By the end of The Camomile Lawn I had come to the conclusion that not one person in her novel had any sense of sexual morality. The uncle put his hands up the skirts of little girls, the young adults slept with everyone they met and even the ten year old in the story confesses at a funeral forty some years later that her first sexual encounter was with a family friend who was about forty years her senior.

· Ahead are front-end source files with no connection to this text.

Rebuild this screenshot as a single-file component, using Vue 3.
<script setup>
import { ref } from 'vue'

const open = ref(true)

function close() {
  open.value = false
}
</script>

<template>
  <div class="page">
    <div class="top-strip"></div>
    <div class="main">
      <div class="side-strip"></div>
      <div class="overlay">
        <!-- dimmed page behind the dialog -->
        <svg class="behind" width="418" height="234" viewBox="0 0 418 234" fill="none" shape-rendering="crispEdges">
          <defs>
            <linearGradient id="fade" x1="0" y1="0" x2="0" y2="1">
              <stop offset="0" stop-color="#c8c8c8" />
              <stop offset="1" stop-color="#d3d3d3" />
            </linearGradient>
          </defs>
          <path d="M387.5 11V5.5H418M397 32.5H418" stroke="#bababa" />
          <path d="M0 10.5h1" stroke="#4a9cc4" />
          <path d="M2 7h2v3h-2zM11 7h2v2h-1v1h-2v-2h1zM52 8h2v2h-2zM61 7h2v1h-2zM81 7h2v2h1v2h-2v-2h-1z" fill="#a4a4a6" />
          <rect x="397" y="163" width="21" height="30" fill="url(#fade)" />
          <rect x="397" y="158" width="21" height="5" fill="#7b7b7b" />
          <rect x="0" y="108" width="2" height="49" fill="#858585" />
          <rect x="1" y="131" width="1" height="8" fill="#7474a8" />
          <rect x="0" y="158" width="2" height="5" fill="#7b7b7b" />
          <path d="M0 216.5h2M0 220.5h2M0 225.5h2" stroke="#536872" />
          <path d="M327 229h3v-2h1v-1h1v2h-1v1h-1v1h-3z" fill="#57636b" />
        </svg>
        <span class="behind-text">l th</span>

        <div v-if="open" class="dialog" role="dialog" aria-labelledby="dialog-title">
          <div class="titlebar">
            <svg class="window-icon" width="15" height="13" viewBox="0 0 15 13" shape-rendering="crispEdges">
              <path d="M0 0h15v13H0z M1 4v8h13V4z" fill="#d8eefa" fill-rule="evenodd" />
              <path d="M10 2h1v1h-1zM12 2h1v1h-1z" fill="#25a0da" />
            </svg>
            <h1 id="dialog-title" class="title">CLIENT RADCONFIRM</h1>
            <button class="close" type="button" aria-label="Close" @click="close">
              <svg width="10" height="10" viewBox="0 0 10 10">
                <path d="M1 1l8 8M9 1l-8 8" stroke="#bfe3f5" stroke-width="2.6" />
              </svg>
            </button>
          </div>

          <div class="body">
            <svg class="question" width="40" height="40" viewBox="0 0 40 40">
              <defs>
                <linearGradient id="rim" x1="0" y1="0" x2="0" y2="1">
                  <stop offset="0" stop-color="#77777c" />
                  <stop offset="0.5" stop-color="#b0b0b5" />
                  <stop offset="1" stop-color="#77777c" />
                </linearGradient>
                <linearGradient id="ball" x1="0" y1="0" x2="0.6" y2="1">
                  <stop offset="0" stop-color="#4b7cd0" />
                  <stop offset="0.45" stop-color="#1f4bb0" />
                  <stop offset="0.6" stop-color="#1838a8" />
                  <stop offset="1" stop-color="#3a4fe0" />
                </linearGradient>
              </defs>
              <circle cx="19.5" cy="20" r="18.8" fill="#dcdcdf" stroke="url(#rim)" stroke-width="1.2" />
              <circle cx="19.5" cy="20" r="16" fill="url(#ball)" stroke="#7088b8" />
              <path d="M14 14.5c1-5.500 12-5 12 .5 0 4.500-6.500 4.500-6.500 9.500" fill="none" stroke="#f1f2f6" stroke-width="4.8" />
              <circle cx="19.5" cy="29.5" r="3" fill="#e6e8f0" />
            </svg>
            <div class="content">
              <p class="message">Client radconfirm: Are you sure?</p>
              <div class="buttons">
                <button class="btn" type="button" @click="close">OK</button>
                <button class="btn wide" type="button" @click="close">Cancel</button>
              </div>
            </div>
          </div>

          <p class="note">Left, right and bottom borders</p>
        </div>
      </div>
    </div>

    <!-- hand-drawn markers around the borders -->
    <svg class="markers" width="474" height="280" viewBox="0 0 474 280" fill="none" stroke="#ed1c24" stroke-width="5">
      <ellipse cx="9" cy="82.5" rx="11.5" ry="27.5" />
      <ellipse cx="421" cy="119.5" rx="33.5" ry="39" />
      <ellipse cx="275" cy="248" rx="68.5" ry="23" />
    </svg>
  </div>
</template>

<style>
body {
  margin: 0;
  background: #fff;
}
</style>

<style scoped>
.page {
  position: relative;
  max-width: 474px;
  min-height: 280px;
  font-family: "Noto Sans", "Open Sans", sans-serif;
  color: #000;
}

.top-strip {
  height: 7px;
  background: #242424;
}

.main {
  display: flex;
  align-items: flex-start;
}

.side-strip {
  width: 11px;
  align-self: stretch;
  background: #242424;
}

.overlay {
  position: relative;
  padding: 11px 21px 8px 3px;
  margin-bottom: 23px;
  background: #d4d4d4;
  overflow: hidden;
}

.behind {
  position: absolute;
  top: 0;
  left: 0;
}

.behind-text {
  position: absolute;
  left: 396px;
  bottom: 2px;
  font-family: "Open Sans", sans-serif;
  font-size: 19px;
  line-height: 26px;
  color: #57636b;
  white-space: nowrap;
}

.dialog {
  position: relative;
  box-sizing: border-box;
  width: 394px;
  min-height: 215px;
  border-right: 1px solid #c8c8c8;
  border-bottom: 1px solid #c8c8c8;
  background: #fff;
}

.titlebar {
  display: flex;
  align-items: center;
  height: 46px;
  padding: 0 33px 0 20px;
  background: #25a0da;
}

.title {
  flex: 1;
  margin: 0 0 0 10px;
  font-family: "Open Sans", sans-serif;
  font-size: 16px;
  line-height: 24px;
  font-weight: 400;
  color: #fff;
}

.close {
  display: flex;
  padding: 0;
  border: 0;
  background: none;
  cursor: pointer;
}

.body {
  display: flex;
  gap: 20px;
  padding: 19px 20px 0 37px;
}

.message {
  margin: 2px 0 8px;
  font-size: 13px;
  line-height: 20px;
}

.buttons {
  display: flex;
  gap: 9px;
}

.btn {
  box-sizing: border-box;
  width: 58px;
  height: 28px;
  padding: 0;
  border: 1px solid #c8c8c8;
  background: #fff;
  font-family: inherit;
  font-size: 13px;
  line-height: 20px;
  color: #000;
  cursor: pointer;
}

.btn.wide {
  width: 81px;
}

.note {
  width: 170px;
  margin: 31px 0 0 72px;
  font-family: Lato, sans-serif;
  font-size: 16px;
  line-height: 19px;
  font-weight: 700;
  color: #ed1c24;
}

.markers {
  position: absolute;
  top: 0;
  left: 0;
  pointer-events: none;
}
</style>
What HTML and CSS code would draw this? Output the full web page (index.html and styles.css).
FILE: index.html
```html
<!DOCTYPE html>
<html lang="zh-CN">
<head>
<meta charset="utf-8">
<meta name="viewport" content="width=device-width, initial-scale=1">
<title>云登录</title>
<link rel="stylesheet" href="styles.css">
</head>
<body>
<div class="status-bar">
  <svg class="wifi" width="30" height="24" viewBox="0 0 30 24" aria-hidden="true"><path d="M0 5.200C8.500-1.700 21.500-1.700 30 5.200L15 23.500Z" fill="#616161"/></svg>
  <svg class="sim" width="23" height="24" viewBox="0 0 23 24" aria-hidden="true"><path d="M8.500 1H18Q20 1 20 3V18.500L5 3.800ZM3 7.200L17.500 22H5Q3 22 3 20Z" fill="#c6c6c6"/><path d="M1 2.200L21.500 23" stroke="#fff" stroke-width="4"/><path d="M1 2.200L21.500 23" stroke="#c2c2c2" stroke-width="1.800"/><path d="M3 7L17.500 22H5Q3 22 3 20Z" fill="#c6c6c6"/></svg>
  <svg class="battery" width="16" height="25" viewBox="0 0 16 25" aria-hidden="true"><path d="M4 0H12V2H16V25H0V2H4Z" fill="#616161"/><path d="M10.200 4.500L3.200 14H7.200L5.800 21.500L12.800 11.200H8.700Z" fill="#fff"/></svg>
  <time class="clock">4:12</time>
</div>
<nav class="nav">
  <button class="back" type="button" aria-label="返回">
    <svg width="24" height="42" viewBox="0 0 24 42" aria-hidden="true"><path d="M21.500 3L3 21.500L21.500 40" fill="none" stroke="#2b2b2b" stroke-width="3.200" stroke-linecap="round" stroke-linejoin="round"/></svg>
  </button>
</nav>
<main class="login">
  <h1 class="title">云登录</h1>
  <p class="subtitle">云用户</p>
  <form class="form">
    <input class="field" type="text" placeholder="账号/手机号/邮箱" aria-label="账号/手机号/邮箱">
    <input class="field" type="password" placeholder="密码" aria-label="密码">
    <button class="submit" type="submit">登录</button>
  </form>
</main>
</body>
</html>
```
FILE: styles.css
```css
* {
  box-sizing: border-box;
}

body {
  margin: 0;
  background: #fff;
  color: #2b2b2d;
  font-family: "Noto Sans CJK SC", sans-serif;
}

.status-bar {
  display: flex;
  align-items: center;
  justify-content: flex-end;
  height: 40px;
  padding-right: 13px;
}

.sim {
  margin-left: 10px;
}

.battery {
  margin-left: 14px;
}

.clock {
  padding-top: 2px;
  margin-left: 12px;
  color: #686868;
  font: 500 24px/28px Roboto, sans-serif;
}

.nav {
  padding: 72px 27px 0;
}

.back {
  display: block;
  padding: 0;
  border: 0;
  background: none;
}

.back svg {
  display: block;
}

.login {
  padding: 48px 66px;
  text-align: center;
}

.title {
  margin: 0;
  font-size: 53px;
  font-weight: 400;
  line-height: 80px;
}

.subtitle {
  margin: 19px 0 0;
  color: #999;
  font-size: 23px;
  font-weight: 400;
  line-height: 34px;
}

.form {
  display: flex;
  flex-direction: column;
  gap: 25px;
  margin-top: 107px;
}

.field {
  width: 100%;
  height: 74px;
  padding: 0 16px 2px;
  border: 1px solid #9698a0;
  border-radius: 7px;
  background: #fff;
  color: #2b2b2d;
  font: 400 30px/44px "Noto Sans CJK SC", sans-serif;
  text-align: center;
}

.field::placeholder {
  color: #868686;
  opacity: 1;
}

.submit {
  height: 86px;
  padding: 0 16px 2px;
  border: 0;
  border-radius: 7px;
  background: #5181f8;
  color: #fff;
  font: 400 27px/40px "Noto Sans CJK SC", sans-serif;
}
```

In a depressed mood, I picked up D.E. Stevenson’s novel about post WW II at the library. Mrs. Tim Gets a Job is the story of an army wife who decides to get a job while her husband is stationed in Egypt and her two children are away at school. Hester ends up assisting the owner of a bed and breakfast in Scotland. On one occasion Mrs. Tim and Erica discuss the behavior of a Mrs. Ovens whose husband is still posted aboard in the military.

“About that lady.”
“Nasty piece of work!”
”Erica,” I say in a lower voice, “There’s something odd going on between her and Mr. Wick. Perhaps I should have told you before but...”
“Something odd!” exclaims Erica fiercely, “What a way to talk! I hate mimsey-mouthed people - why can’t you call a spade a spade!”
I am so roused by the accusation of euphemisms that I tell Erica in Elizabethan language exactly what I suspect
(Stevenson, p 138-9).

This exchange recorded by Stevenson is exactly my kind of reference to sexual encounters on the page. She left no doubt of what was going on and left me chuckling over their conversation.
Undoubtedly because of authors like Wesley, I keep on reading mysteries. Even with mysteries I prefer discreet references to the characters' love lives and sketchy information about violence. There is a long list of best sellers by Mary Wesley but I don’t think I am going to be checking them out at the library or looking for them on Amazon.com.